As a Plastics Industry Innovator

Nick Rosato’s career spans the early development phases of the modern day plastics industry. He entered the field as a young but very applied mechanical engineer from the Drexel Institute of Technology. It was a time when polymer science and plastics engineering knowledge was minimal, with plastics regarded as the material left at the bottom of a reactor pot by chemists and as “black magic” by engineers. Along with other pioneers of this period such as Goldsworthy, Lubin, Muskat, Morrison, Bacon and others, he helped define the emerging, upper performance end of the plastics field, namely the metal replacing engineering plastic and property maintaining high temperature plastic industry segments. Nick’s creativity and applied contributions to the field have always been strongly influenced by the practical side of the industry’s great polymer chemists and research engineers against the backdrop of the marketplace. Challenged to excel early in his career by Herman Mark, Nick launched his book writing endeavors in the mid ‘50s. Inspired by Russ Ehlers, he assisted in the Massachusetts State lobbying effort to birth Lowell’s now 48 year old Plastics engineering Department. His proactive communicating of the value of plastics technology were there from the start, and remain today at the heart of his ongoing, industry wide, applied educational focus.
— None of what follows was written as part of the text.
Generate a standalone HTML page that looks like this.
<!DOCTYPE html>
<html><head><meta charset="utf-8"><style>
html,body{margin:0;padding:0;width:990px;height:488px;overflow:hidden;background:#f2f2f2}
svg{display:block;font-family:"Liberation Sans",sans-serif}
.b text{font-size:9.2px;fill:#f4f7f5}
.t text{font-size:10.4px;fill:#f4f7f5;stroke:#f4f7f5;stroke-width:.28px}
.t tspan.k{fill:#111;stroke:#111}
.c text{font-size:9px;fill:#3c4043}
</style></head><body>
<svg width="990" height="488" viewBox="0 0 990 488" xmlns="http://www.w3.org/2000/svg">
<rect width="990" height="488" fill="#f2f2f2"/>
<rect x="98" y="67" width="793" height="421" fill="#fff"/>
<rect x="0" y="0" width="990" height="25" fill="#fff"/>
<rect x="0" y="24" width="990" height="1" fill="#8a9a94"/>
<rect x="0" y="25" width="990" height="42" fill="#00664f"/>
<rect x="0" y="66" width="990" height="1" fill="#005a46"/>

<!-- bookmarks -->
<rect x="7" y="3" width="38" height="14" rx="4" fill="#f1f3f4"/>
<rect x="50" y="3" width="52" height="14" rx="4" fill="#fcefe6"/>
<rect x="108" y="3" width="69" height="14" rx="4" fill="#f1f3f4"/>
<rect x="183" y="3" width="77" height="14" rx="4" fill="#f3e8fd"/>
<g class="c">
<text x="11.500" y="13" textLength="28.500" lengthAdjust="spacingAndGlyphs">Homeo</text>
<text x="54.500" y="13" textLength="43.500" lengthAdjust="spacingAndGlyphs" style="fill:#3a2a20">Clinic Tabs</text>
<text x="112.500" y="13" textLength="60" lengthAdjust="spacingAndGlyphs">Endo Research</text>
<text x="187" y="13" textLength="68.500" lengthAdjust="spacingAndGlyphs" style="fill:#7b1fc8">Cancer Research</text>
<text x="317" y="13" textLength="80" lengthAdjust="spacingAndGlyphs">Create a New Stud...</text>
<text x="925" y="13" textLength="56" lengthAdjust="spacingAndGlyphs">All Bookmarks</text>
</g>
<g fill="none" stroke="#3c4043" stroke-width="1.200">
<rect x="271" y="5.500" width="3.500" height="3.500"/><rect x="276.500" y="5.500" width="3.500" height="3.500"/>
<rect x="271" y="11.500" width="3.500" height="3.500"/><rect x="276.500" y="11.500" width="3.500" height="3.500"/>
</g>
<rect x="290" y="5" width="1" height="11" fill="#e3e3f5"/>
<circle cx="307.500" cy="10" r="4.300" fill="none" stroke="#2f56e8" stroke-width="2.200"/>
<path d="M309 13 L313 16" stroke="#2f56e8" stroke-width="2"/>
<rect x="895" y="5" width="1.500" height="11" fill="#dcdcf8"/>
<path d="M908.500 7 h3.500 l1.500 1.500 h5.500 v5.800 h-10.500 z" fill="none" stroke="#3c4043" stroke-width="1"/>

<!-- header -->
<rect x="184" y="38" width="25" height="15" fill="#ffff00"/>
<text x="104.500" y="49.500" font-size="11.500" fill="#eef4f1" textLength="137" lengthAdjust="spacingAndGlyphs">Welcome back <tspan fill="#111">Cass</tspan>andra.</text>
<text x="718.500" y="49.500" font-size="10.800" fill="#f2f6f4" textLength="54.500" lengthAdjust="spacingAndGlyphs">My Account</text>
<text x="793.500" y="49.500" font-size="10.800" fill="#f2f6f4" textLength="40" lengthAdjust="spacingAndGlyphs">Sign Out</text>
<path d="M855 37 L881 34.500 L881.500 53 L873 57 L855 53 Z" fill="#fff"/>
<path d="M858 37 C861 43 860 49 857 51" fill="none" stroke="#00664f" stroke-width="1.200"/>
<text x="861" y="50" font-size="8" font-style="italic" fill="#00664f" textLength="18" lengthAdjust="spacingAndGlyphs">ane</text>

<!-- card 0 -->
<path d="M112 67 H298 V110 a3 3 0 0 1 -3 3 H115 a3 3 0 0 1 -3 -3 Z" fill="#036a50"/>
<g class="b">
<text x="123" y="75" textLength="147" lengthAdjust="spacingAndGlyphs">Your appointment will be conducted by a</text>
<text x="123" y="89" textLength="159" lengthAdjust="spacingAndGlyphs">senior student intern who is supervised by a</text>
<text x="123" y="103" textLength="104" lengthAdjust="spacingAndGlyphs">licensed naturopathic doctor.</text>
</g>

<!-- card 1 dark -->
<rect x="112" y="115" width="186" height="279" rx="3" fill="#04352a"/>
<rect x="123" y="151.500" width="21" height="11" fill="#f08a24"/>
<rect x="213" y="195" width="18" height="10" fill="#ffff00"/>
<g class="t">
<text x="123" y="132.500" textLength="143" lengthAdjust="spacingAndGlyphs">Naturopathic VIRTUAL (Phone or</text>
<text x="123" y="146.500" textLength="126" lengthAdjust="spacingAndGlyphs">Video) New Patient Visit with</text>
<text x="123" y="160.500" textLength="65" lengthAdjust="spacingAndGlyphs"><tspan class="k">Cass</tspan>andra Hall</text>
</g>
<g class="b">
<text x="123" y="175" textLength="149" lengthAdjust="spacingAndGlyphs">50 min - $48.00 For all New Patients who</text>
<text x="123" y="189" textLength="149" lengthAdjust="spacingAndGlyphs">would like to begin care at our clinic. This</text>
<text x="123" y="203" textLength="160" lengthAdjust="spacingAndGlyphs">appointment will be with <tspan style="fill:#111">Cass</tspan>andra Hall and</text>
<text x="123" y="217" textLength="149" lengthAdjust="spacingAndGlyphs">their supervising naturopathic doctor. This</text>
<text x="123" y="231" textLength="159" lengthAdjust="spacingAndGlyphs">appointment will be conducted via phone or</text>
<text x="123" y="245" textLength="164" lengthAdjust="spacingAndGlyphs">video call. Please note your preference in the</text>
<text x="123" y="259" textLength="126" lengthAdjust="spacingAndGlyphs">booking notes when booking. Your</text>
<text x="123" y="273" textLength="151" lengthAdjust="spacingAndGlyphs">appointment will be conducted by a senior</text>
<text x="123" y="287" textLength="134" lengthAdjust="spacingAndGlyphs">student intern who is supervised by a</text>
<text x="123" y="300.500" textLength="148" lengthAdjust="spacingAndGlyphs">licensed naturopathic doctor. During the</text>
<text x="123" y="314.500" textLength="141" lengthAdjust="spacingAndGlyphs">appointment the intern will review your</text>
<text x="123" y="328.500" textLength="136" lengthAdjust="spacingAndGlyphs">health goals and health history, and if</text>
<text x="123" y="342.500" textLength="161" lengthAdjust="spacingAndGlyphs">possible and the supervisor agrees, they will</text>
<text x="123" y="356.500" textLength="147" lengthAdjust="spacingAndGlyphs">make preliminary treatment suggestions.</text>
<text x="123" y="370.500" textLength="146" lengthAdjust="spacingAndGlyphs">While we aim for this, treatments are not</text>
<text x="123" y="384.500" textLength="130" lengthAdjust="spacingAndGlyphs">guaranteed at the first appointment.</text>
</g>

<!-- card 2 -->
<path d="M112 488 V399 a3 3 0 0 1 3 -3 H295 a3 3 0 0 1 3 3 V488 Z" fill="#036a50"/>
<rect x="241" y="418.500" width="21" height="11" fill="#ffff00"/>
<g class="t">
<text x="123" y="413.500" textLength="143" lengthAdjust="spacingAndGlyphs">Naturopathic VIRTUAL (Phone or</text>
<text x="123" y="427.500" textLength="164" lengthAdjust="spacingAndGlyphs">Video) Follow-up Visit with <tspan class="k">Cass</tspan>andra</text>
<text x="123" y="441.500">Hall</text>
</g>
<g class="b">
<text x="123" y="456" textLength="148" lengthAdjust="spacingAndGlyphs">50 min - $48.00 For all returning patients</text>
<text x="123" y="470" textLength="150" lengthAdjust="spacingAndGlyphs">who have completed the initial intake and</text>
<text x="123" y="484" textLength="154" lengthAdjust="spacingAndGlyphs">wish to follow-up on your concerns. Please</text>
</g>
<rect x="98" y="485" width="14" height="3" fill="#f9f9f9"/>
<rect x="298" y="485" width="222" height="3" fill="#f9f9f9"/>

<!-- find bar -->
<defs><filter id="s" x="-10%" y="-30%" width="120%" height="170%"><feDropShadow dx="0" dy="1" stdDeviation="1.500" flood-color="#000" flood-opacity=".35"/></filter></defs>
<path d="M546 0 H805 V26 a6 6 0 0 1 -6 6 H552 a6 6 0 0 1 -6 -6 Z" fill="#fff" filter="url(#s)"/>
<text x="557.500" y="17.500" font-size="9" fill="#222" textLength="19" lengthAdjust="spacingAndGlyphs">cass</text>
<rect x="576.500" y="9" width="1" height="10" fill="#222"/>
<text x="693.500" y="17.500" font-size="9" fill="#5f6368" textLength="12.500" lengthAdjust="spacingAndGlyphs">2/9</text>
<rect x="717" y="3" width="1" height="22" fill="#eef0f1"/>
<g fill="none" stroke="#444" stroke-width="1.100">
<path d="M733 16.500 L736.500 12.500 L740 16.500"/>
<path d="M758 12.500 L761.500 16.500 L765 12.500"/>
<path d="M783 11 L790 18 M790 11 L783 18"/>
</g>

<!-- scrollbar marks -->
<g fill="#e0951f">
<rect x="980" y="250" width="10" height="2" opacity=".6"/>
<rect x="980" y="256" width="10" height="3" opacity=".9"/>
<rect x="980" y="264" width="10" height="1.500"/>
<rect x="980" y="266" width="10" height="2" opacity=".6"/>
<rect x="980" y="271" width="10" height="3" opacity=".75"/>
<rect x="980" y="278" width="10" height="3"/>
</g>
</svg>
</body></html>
Nick, age 82, entering his fourth “five year retirement period,” remains a very productive contributor to plastics engineering. He has started his sixth decade as an active plastics consultant, having in the last decade for example made proprietary product contributions to reinforced plastics in unmanned robotic bomber prototypes. While many aerospace engineers see these products as complex, gull winged, Star Trek like, radar evading, unmanned combat air vehicles, that drop bombs, Nick views them succinctly as “aerodynamic plastic radomes with testosterone.” He’s in his fifth decade as a book author. Fifteeen of Nick’s twenty-eight handbooks will have been published since his 1987 “retirement.” A European plastics invasion in the ‘04 period and beyond with Reed Elsevier is on tap. The ‘04 “Plastic Product Material and Process Selection Handbook” will go into global print and sophisticated electronic editions simultaneously on publication, ushering in a new era of plastics engineering educational training and communication (i.e., China’s Fudan University and related Chinese R&D sites). For Nick Rosato, the low key, 82 years young, productive plastics engineer, his past is prologue, educationally speaking. The sun will never set on the use of his industry applied plastics knowledge, which he has always freely shared with everyone. Stated simply, Nick has continually endeavored to develop his own plastics knowledge and skill, and then to impart it to his “classroom,” the plastics industry!

Family Remembrance

Dominick V. Rosato was the husband of Mafalda Virginia (DiSciullo) Rosato, formerly of Boston and Newton, MA. They had been married 60 years. Born in Boston, a son of the late Vincent and Maria (DiMatteo) Rosato, he was brought up in Philadelphia, PA, where he graduated from Overbrook High School and Drexel University. Besides his wife he leaves a daughter, Virginia M. (Rosato) DiMattia of North Providence, RI; a son, Donald V. (& Marlene) Rosato of Concord, MA. He was the brother of the late Marianne V. Sannino of Philadelphia, PA. He is survived by five grandchildren, David A. (& Teresa) DiMattia, Andrea V. (DiMattia, & Michael P.) Dery, Peter A. (& Georgia) DiMattia, Andrew V. Rosato, and Matthew V. Rosato.